Of course, toy awareness even in Hoban’s world is different than ours—sitting without speaking in a box for four years is tedious but endurable and one’s parts being undone results in fainting, not death. (I suppose a little like when Data’s deactivated in Star Trek?) I have to tell you I hated Animal Farm, but this anthropomorphizing of animals and toys has profound things to tell us. “We aren’t toys anymore,” said the father. “Toys are to be played with, and we aren’t We have endured all that Frog foretold—the painful spring, the shattering fall, and more.” To my relief, the Mouse and Child remain father and son throughout their tribulations: “Our motor is in me,” says the Mouse. “He fills the empty space inside himself with foolish dreams that cannot possibly come true.” I suppose I feel like that sometimes!

On the whole, an entertaining, profound book for children and adults alike.

Tuesday, February 12, 2008

The Shadow in the North/Brand on the Brain

Pretty in a strange way, half English—the blond hair, the trim figure, the neat, practical clothes—and half not: the dark brown eyes, the air of decision and intelligence and boldness.
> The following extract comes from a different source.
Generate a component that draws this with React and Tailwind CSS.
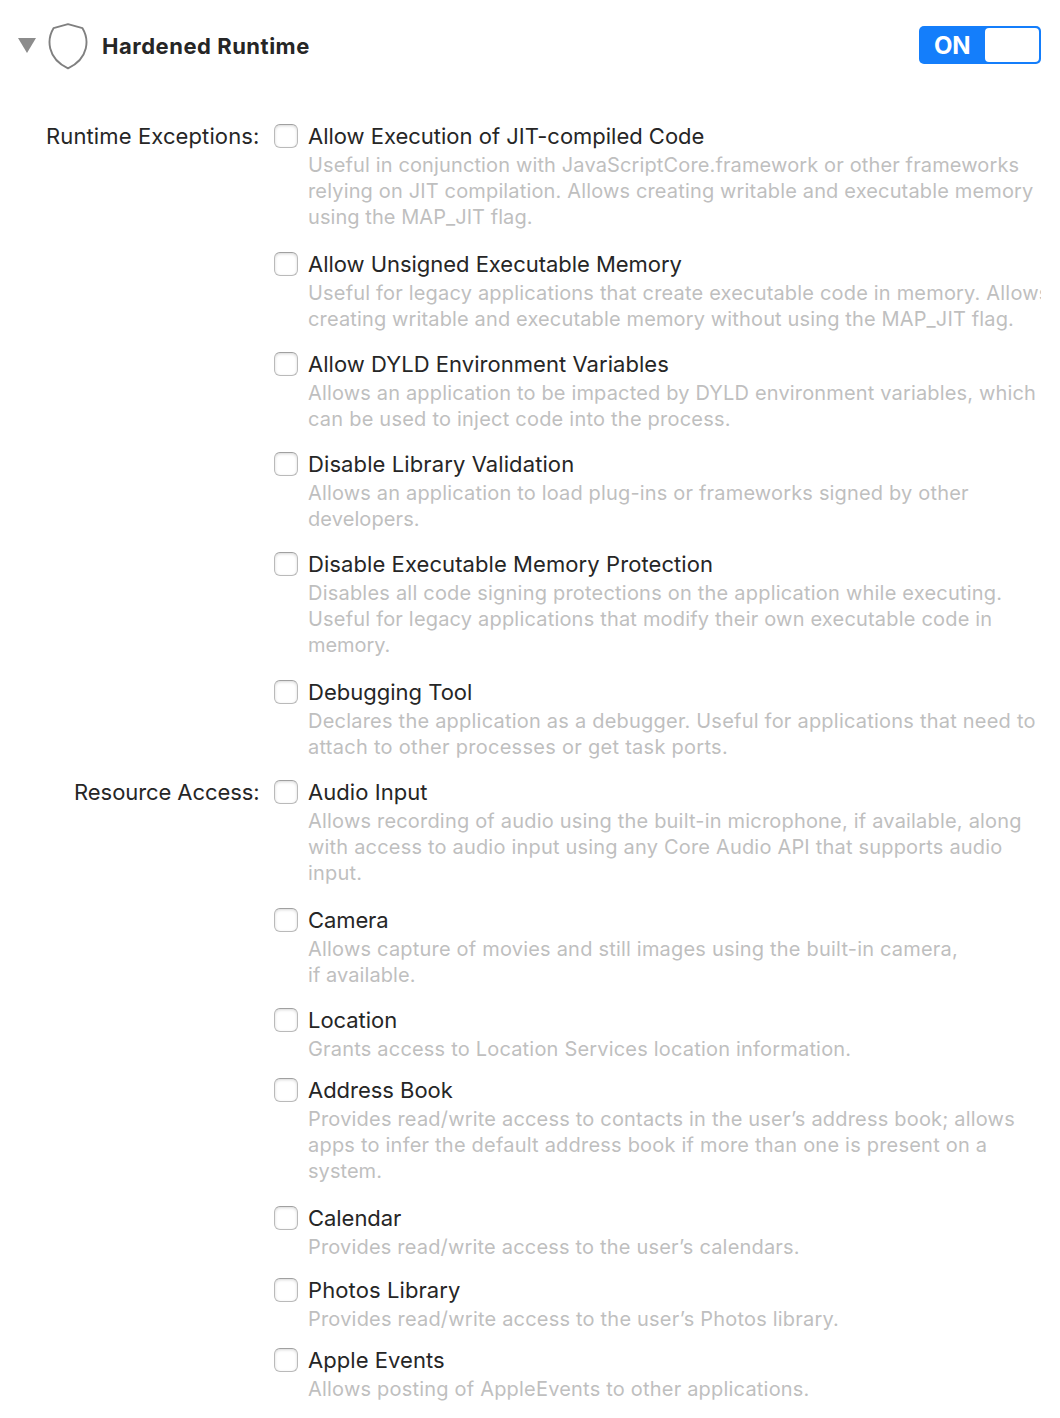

The Americans had girls like this.

I had forgotten how much I had enjoyed the first book in this series by Philip Pullman, The Ruby in the Smoke. Pullman’s name is much in the news now for the His Dark Materials series, but I doubt those books could be better than the Sally Lockhart trilogy.

In the intervening six years since The Ruby in the Smoke, the impressively mature and resourceful sixteen-year-old Sally Lockhart has grown up to run her own financial consultant business—unlikely but possible in 1878 (so Inventing the Victorians would seem to suggest). Many of the characters from the first book are back, including photographer Fred Garland and jack-of-all trades Jim Taylor, but Fred’s sister Rosa was sorely missed. The crush between Sally and Fred from the first book has bloomed into all-out love on Fred’s part, though Sally spends most of the book acting like a total bitch. In everything else I can sympathize with her, but her attitude toward Fred seems inexcusable. (Perhaps because I’ve always been on the unrequited side of these things.) Or perhaps I’m a bit too hard on Sally; maybe it’s a case like that of Jo March and “Laurie” Lawrence in Little Women. Still, I think Fred’s hit the nail on the head here: “You think I’m no different from anyone, man or woman. There’s you and there’s the rest of us, and we’re all inferior—”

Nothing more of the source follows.